What is needed:
What is the number of lines holding the word "styles"? Write that number and nothing else.
■ ■ ■
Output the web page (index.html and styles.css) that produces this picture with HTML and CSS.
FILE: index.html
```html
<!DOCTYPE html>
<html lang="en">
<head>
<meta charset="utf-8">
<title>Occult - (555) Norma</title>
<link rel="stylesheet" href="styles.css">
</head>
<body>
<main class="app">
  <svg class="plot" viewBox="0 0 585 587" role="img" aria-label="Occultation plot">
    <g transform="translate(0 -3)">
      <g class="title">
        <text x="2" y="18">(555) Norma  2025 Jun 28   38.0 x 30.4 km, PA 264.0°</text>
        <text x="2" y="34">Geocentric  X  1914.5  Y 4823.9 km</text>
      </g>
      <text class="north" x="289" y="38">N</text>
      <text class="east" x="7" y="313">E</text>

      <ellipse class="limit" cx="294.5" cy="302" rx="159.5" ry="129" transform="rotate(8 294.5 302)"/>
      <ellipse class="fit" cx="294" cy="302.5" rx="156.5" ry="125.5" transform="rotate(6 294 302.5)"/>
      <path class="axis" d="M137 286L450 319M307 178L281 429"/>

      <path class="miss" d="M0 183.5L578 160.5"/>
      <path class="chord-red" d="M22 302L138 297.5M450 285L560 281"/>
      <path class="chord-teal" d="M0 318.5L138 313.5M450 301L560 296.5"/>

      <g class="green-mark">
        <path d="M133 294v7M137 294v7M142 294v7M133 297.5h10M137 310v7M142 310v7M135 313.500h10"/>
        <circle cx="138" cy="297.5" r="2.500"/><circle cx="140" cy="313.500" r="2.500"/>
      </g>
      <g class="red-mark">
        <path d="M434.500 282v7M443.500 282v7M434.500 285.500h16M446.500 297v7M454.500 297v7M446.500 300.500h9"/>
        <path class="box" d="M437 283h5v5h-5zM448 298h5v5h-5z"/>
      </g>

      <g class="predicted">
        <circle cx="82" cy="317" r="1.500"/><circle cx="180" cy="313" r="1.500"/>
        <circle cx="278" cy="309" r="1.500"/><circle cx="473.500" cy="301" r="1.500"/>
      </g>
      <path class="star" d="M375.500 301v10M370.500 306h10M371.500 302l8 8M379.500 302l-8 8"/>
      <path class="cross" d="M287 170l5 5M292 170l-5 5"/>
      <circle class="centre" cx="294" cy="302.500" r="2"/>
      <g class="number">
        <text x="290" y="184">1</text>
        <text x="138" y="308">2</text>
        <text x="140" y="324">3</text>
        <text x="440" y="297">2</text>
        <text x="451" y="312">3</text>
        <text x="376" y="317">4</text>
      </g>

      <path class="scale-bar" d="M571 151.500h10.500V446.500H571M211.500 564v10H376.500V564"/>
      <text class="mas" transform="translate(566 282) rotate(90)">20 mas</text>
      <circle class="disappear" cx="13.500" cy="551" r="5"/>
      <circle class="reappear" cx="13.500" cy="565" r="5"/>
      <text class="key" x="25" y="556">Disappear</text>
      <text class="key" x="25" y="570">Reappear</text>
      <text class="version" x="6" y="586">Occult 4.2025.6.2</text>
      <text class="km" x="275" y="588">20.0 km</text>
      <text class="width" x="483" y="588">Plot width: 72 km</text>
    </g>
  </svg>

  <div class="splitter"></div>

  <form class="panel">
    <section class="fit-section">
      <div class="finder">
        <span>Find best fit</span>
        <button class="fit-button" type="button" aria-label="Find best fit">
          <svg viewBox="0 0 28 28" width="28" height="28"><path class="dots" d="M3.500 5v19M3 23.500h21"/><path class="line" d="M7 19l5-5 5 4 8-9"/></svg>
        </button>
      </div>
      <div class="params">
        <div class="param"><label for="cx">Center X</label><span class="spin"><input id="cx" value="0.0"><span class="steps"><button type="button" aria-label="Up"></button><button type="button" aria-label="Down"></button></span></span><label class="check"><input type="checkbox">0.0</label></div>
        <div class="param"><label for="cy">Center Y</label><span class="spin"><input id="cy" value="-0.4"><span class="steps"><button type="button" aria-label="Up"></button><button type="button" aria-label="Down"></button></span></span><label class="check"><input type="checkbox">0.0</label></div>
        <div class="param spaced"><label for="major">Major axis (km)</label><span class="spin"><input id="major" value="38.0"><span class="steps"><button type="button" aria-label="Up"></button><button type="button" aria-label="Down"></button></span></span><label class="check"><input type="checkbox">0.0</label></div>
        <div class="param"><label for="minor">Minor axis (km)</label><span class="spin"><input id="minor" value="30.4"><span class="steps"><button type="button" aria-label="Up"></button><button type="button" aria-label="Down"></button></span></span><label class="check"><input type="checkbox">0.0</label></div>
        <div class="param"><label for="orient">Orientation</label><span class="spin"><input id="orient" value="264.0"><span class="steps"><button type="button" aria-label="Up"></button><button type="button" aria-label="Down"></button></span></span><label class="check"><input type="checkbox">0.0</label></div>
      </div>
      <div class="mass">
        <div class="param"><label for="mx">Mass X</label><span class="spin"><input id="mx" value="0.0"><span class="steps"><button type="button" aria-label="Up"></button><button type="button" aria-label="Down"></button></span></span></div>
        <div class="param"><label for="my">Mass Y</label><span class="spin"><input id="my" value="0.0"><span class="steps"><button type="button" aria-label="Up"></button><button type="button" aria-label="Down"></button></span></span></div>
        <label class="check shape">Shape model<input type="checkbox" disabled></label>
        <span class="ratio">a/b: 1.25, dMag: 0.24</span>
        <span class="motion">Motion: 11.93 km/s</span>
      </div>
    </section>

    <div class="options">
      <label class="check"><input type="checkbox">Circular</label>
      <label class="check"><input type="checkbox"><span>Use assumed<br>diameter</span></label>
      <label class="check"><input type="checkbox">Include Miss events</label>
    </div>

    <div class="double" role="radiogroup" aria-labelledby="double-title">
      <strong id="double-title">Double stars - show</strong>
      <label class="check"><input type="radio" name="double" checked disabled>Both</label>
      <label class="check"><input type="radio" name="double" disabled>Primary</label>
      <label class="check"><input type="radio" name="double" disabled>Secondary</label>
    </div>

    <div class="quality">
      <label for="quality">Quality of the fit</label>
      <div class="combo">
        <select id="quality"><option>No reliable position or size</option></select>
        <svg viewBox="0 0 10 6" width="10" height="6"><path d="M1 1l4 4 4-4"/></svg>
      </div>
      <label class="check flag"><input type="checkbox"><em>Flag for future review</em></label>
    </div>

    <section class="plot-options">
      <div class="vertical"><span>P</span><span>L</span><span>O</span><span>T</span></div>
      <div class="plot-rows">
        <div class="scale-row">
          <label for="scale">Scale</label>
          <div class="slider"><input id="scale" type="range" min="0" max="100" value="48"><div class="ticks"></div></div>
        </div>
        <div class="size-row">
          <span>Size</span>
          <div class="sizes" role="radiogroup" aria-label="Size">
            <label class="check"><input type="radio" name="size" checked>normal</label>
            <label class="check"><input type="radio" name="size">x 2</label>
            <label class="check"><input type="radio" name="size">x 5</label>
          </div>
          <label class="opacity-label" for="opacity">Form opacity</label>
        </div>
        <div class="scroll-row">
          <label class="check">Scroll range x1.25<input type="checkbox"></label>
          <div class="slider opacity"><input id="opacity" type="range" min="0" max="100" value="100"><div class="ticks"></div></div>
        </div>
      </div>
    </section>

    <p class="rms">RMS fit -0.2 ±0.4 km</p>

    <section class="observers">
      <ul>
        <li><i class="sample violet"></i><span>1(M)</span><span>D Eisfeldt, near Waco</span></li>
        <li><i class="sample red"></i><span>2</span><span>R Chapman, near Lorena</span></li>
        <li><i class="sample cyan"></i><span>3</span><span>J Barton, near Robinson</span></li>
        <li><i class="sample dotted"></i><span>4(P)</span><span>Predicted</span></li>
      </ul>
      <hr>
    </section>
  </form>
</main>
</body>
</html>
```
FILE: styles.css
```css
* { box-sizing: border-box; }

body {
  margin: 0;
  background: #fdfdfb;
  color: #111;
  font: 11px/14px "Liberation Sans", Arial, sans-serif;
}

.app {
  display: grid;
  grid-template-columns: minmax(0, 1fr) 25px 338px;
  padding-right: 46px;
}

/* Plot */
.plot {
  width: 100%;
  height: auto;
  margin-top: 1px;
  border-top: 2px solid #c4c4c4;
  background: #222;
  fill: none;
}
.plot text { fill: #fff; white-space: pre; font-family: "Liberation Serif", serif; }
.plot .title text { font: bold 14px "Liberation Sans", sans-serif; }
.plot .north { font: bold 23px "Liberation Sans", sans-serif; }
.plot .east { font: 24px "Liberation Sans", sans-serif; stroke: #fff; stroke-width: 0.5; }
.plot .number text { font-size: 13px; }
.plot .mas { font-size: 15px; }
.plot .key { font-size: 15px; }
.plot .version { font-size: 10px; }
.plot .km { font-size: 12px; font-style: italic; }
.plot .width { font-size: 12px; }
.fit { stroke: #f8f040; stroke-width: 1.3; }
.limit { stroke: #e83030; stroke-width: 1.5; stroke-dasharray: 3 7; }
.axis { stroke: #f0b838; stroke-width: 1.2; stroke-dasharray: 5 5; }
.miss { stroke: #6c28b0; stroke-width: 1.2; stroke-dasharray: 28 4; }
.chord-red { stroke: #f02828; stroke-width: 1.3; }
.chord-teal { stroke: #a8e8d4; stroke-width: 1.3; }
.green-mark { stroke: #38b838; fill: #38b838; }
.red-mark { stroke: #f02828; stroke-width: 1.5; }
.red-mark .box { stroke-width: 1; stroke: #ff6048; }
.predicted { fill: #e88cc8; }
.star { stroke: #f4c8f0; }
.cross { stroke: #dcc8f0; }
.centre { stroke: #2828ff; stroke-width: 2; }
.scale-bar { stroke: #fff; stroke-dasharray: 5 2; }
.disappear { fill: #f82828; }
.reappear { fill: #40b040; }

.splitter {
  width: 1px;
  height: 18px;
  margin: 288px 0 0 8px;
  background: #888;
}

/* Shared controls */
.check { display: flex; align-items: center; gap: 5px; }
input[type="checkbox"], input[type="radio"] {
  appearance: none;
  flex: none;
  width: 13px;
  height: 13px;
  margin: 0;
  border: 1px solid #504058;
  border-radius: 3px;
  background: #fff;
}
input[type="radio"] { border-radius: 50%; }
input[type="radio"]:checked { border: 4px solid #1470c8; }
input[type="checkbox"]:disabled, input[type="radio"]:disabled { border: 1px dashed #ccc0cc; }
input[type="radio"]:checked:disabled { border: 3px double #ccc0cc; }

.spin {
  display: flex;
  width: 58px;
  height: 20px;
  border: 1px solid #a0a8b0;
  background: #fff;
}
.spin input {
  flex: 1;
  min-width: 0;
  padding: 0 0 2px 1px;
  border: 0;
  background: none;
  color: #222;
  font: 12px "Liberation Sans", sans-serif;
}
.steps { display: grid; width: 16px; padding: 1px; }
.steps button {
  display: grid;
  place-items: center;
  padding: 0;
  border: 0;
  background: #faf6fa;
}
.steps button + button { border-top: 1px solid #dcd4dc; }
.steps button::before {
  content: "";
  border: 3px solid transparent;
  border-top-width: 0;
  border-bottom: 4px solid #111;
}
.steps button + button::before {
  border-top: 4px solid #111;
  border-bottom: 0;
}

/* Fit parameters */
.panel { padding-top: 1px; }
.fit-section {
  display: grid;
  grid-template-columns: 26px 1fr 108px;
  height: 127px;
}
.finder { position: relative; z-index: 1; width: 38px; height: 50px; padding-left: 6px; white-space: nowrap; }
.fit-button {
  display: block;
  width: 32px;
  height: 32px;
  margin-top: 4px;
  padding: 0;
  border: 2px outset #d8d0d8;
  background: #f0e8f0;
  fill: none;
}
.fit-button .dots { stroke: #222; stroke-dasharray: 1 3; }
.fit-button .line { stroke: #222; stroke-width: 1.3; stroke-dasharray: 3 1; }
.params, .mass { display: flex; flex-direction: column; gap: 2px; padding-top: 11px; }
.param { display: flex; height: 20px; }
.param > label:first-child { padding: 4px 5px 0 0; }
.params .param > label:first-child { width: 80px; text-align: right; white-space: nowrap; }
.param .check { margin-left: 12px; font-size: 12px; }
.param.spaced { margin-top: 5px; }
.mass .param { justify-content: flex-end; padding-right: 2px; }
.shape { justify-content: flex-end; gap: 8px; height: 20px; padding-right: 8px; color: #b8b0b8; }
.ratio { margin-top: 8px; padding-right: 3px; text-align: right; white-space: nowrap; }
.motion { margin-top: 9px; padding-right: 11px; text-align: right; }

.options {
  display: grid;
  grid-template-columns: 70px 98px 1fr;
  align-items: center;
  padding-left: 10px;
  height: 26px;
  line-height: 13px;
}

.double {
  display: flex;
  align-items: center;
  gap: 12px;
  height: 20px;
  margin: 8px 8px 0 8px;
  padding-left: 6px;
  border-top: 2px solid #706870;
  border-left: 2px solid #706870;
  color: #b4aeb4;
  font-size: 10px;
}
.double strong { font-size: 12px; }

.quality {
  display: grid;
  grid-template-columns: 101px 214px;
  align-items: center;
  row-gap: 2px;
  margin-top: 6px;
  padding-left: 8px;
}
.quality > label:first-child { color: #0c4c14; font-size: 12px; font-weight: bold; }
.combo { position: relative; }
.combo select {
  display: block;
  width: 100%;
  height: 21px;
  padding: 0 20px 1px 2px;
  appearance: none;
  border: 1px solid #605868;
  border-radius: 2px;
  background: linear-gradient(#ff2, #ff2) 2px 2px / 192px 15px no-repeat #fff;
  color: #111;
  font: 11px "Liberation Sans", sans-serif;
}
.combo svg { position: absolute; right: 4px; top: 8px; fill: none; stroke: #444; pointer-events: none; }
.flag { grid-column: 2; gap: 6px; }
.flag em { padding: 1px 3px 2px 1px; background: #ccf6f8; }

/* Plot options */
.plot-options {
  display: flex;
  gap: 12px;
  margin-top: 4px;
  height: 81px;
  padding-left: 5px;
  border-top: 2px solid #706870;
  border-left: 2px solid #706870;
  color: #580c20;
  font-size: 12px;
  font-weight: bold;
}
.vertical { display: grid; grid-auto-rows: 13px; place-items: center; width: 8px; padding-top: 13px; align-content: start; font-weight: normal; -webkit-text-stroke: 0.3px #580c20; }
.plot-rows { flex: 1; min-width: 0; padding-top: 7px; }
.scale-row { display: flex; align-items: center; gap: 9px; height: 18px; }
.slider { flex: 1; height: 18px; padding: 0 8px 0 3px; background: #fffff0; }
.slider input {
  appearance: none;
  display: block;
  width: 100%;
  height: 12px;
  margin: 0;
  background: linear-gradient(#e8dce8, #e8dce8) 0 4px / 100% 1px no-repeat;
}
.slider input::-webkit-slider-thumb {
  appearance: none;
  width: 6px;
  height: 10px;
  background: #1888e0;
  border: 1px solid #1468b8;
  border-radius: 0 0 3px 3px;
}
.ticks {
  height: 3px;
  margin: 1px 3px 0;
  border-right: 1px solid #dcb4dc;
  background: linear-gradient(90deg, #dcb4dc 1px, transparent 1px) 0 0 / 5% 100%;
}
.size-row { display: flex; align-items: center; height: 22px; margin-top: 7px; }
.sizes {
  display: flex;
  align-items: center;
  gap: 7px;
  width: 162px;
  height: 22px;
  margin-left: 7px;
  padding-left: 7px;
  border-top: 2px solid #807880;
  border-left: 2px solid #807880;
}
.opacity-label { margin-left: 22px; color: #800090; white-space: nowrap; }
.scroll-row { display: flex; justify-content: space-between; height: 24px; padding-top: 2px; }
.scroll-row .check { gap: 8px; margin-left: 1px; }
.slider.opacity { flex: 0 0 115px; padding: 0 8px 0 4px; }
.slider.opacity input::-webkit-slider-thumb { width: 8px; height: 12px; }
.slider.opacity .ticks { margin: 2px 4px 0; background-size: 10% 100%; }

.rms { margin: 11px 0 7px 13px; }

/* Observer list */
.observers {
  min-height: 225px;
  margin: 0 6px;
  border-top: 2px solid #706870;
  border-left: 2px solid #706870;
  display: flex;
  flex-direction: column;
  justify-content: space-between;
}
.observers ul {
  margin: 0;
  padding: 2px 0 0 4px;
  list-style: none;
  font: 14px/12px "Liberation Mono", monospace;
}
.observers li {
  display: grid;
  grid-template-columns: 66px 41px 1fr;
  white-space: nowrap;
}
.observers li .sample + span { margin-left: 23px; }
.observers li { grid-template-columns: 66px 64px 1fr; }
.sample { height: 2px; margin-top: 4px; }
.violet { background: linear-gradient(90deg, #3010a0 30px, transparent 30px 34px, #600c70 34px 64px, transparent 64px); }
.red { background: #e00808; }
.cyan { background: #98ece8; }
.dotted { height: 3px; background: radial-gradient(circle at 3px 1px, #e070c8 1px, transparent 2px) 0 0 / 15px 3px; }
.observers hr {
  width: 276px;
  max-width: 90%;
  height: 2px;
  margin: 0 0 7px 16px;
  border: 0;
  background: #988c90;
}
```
■ ■ ■
Exercise solution:
3